The James Baxter House is a historic residence in the village of Amberley, Ohio, United States, near Cincinnati. Built in the 1800s and expanded in the 1930s, it retains much of its original architecture, and it has been named a historic site.

The Baxter House is a brick structure with some weatherboarding and other wooden elements, set on a stone foundation and covered with a shake roof. A single-story porch shelters the center of the two-story facade, with the main entrance on the left side (as seen from the street) of the porch and two windows in the center and right side. Smaller extensions, two windows wide rather than three, are placed on either end of the center section of the house; all three sections rise to gables. The architecture is a mix of the Federal and Colonial Revival styles, which were the styles of the original building and of a 1930s addition, respectively.

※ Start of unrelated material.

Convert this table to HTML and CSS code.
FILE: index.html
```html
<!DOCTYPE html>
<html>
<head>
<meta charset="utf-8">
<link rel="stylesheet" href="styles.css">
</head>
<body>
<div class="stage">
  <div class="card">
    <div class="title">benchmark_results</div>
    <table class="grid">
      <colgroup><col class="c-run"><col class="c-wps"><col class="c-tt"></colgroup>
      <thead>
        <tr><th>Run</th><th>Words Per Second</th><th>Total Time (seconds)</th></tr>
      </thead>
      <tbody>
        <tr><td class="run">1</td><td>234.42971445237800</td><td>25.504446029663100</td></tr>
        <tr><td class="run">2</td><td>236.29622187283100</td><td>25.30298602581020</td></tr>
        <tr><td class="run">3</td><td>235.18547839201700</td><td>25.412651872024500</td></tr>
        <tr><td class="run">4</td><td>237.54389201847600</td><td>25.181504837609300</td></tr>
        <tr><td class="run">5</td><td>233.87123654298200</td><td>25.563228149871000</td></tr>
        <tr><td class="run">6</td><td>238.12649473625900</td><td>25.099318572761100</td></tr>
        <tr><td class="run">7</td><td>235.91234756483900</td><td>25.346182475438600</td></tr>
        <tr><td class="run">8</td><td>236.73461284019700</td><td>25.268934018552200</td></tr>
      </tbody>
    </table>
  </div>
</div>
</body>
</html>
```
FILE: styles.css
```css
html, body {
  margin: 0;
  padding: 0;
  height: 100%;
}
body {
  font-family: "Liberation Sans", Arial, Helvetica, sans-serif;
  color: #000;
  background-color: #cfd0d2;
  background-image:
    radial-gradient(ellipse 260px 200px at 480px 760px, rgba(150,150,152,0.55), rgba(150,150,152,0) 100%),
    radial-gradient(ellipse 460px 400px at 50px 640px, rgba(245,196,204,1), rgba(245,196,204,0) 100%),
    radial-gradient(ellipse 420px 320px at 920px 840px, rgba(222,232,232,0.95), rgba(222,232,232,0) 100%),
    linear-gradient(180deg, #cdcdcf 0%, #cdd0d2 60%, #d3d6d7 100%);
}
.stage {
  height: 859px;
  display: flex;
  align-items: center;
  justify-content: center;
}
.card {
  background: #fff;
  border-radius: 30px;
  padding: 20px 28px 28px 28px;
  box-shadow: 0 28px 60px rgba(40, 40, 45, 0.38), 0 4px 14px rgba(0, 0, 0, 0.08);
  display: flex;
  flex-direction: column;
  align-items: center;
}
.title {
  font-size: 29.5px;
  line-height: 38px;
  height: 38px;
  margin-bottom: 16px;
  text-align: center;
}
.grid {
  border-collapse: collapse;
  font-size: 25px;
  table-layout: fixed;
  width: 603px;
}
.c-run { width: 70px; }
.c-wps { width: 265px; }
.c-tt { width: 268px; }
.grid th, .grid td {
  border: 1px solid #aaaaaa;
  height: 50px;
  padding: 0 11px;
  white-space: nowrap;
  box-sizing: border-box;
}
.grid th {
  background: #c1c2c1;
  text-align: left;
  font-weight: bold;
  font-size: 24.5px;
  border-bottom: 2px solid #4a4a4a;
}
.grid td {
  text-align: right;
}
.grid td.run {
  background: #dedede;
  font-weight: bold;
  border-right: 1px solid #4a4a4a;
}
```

James Baxter bought the future site of the present house in 1797 as part of a property approximately 0.5 sqmi in total area. Here he erected the core of the present house in 1807; many of the original elements, including the floor plan, the ash floor, the walnut cupboards, and much of the rest of the interior, have survived. Very little was modified until the 1930s, when the original building was expanded with a new section. The period owners derived much of the new addition's design from that of a Tidewater Virginia house, the colonial-era Carter's Grove. The resulting building is approximately 7000 sqft in area and surrounded by a large lawn with early landscaping and a caretaker's house.

In 1994, the Baxter House was listed on the National Register of Historic Places, qualifying because of its historically significant architecture. It is one of three Register-listed locations in Amberley, along with the Frank Lloyd Wright-designed Gerald B. and Beverley Tonkens House and the ancient Benham Mound built by the prehistoric Hopewell Indian people.